WHAT YOU NEED TO DO: Scan the lines below for the string "with" and copy every one that has it.

----------

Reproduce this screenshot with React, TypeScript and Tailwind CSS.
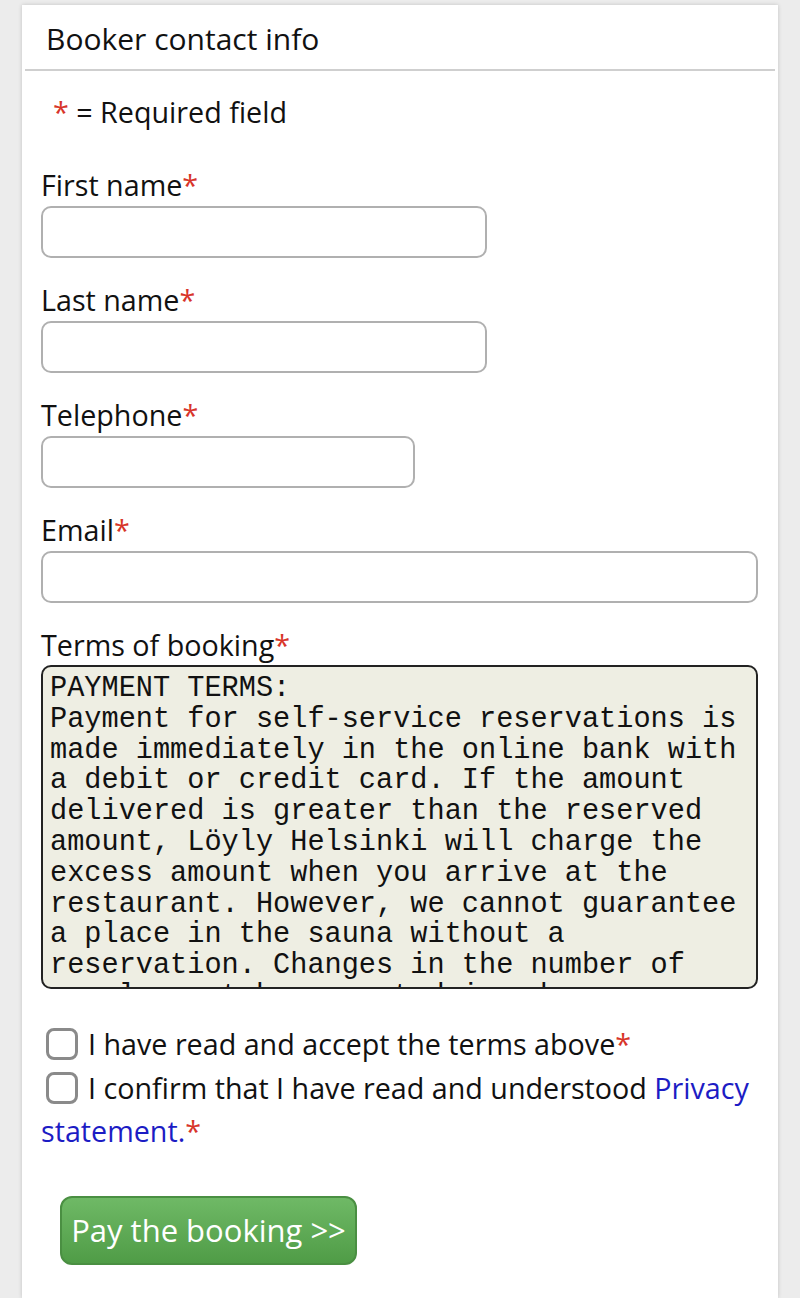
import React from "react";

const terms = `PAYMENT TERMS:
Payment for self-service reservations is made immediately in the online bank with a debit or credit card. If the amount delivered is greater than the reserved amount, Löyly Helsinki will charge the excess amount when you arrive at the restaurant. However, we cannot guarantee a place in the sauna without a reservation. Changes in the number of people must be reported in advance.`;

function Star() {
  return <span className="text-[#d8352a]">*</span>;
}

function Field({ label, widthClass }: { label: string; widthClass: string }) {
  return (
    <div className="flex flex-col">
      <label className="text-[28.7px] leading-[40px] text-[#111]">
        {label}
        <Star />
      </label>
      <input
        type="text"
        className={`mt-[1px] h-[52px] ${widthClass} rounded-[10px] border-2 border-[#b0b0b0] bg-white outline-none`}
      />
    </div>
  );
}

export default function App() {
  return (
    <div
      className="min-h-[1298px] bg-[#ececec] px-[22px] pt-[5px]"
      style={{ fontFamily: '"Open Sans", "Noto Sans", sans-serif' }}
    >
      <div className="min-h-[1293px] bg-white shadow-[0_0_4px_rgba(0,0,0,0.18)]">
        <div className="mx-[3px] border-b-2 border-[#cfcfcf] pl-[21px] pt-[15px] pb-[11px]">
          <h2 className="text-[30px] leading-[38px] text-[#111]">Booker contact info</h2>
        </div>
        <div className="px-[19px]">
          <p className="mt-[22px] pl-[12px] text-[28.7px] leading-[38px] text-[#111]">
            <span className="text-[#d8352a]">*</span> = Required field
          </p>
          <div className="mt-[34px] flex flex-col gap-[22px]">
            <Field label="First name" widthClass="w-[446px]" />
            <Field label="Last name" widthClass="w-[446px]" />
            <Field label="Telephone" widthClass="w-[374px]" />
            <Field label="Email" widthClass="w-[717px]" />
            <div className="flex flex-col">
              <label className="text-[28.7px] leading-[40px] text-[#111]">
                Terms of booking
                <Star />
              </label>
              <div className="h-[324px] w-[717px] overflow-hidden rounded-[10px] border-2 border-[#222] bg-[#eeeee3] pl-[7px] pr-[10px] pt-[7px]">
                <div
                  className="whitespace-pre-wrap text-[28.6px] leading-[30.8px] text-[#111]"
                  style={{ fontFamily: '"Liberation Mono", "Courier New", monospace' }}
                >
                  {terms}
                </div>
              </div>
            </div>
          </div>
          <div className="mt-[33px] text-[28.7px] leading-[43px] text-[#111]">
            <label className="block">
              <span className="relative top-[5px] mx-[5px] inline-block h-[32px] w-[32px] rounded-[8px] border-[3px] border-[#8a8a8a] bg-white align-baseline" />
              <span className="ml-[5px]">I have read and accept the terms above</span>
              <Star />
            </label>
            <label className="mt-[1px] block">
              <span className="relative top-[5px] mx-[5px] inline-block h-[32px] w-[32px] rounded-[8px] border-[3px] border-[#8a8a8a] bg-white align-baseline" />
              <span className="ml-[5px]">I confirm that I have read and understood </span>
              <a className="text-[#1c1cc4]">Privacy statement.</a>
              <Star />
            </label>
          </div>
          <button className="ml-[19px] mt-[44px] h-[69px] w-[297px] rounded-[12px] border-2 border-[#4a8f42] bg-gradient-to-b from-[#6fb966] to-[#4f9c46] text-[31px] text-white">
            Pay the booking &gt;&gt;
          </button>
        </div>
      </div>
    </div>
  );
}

----------

ANSWER FOR THE TASK:
Reproduce this screenshot with React, TypeScript and Tailwind CSS.
Payment for self-service reservations is made immediately in the online bank with a debit or credit card. If the amount delivered is greater than the reserved amount, Löyly Helsinki will charge the excess amount when you arrive at the restaurant. However, we cannot guarantee a place in the sauna without a reservation. Changes in the number of people must be reported in advance.`;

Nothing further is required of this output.